Trust, and JIMMY DING,


Defendants-Respondents.


______________________________________________________

May 2, 2014

 

Argued February 11, 2014 Decided

 

Before Judges Hayden and Rothstadt.

 

On appeal from the Superior Court of New Jersey, Law Division, Middlesex County, Docket No. L-6495-11.

 

Tracey T. Wilson and Willis J. Wilson, appellants, argued the cause pro se.

 

John M. Falzone argued the cause for respondent Deutsche Bank National Trust Company (Parker, Ibrahim & Berg, L.L.C., attorneys; Scott W. Parker, Sanjay P. Ibrahim, and Michael W. O'Hara, on the brief).

 

Kasia Walch argued the cause for respondent Jimmy Ding (Finestein & Malloy, L.L.C., attorneys; Ms. Walch and Russell M. Finestein, on the brief).

 

PER CURIAM

Plaintiffs Tracey and Willis Wilson1 appeal from the February 6, 2013 Law Division order granting defendant Deutsche Bank National Trust Company's (Deutsche Bank) motion for summary judgment. The Wilsons also appeal the May 30, 2012 Law Division order granting defendant Jimmy Ding's motion to dismiss their complaint with prejudice. After a review of the record and applicable legal principles, we affirm.

I.

We glean the following facts from the record. The Wilsons purchased a home with a $389,500 loan secured by a note and mortgage from Washington Mutual Bank, FA (WaMu) in December 2006. WaMu allegedly assigned the Wilsons' mortgage to Deutsche Bank shortly thereafter. The Wilsons became unable to make their mortgage payments and defaulted on their mortgage in April 2007. On October 18, 2007, Deutsche Bank filed a foreclosure action.

On August 29, 2008, the chancery court entered a default judgment against the Wilsons. In September 2008, the Wilsons moved for reconsideration, which the court denied. On November 4, 2009, the court entered a final judgment of foreclosure and ordered the property be sold.

On November 19, 2009, the Wilsons appealed, but failed to request a stay or post a supersedeas bond pending appeal. While their appeal was pending, the property proceeded to sheriff's sale. On February 17, 2010, Deutsche Bank bought the property and subsequently sold the property to Ding in June 2010.

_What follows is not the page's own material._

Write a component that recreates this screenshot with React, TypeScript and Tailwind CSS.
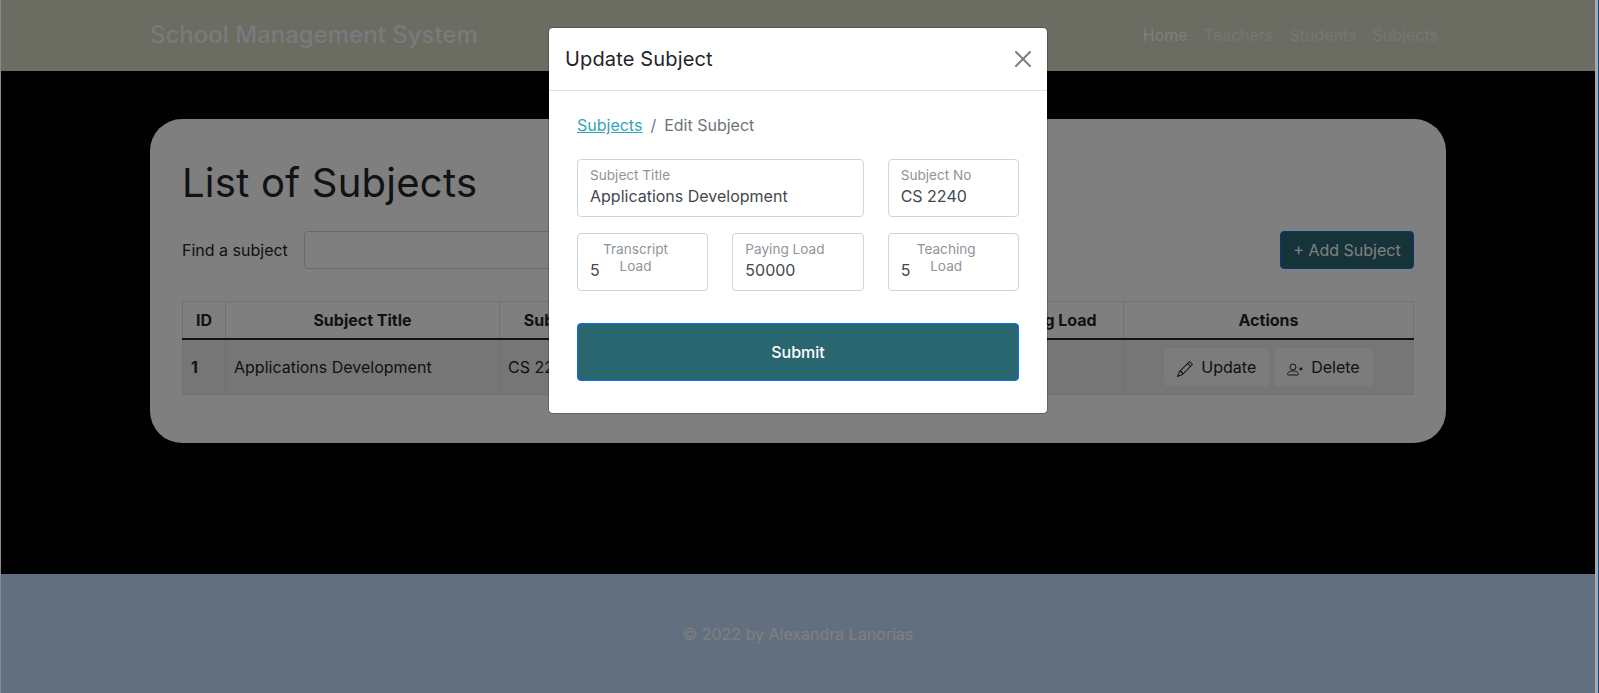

On January 19, 2011, we reversed and remanded the foreclosure judgment because Deutsche Bank had provided inadequate evidence of its assignment from WaMu. In particular, we questioned whether the person making the affidavit concerning the assignment had sufficient first-hand knowledge of the records being relied on and disapproved of the failure to provide a printout of the computer business records referenced in the affidavit. We also expressed concern that the Wilsons did not have an opportunity to obtain discovery on this issue. We remanded to the trial court "to resolve the issue of the bona fides of the assignment."

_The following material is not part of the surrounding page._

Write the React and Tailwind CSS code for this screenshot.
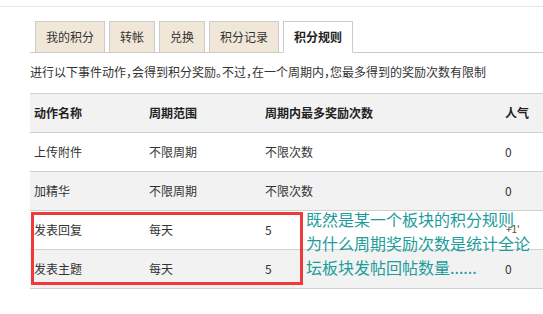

Upon remand, the Wilsons filed a motion to dismiss the foreclosure action with prejudice, arguing that the Chancery Division no longer had jurisdiction as the property had been sold at the sheriff's sale. They informed the court they planned to seek monetary remedies in the Law Division. On April 15, 2011, the court granted the Wilsons' motion, finding that the case was moot as the property had already been sold.

On September 9, 2011, the Wilsons filed the instant action pro se.2 The complaint contained five counts, namely, separate violations of the New Jersey Consumer Fraud Act (CFA), N.J.S.A. 56:8-1 to -20; the New Jersey Fair Foreclosure Act (FFA), N.J.S.A. 2A:50-53 to -73; the New Jersey Racketeer Influenced and Corrupt Organizations Act (RICO), N.J.S.A. 2C:41-1 to -6.2; and the Federal Fair Debt Collection Practices Act (FDCPA), 15 U.S.C.A. 1692-1692o, as well as unjust enrichment. The complaint sought, inter alia, $2,000,000 in compensatory damages and $2,000,000 in punitive damages.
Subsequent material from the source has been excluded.